Однако в некоторых публицистических текстах самого Шмелева
есть похожая установка. Так,
в его Пушкинской речи 1937
г. речь идет именно о воскресении читателя Пушкина:
«читаем его (Пушкина. – И.Е.)
и воскресаем»,
- пишет Шмелев. К сожалению, этот – пасхальный -
момент не замечен в интересной в целом статье Вяч.
Кошелева о Пушкинской речи Шмелева. Однако
еще раз подчеркну, что прямые публицистические высказывания
автора не могут быть основным аргументом его позиции в художественном
тексте, а могут быть лишь аргументом дополнительным. Главное
же в том, что само нарративное развертывание художественного текста Шмелева имеет пасхальный
вектор.
Иной вариант пасхального романа имеет место в «Докторе Живаго»
Пастернака, где, тем не менее, мы видим ту же самую структуру:
от «прозаики» основного текста к «поэтике» Стихотворений
Юрия Живаго. Эти стихотворения Живаго не случайно завершаются
известными строками о Воскресении:
Я в гроб сойду и в третий день восстану,
И, как сплавляют по реке плоты,
Ко Мне на суд, как баржи каравана,
Столетья поплывут из темноты.
Стихотворения Юрия Живаго и являются переводом прозаического
плана в пасхальное христианское измерение, как посмертное
существование продолжает и завершает земную жизнь. Стихотворения
представляют собой одновременно и сублимацию жизни Юрия
Живаго и духовное продолжение этой жизни. Роман Пастернака,
начавшись со сцены похорон, завершается словами о воскресении.

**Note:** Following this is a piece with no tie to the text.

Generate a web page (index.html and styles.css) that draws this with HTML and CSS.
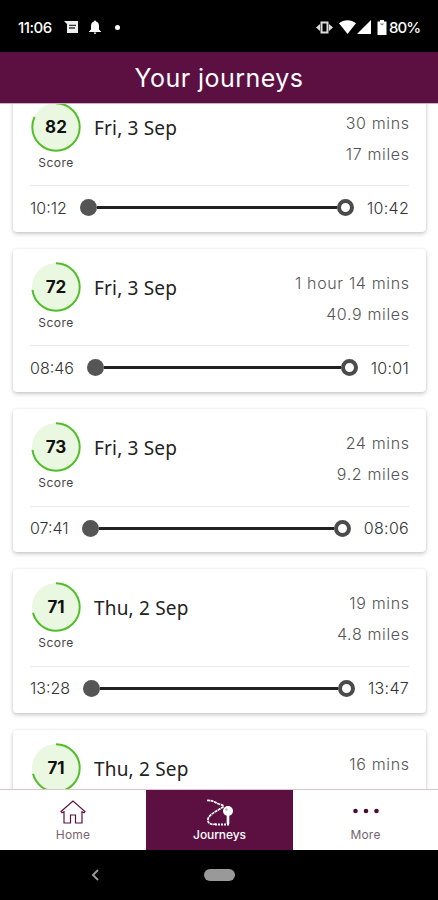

С.В. Шешунова, исследуя временные структуры произведений Шмелева,
доказала, что именно Пасха главенствует у него среди всех
упоминаемых христианских праздников.
Так,
совершенно неслучайна последовательность христианских праздников
в романе «Няня из Москвы», когда первым является Рождество,
а последним – Вознесение (которое, в свою очередь, завершает
пасхальный цикл празднования победы Христа над смертью). Все это вместе взятое позволяет сделать вывод
о пасхальном характере поэтики позднего Шмелева. По-видимому,
пасхальный тип культуры и является таким «контекстом», где
произведения Шмелева оказываются «у себя дома».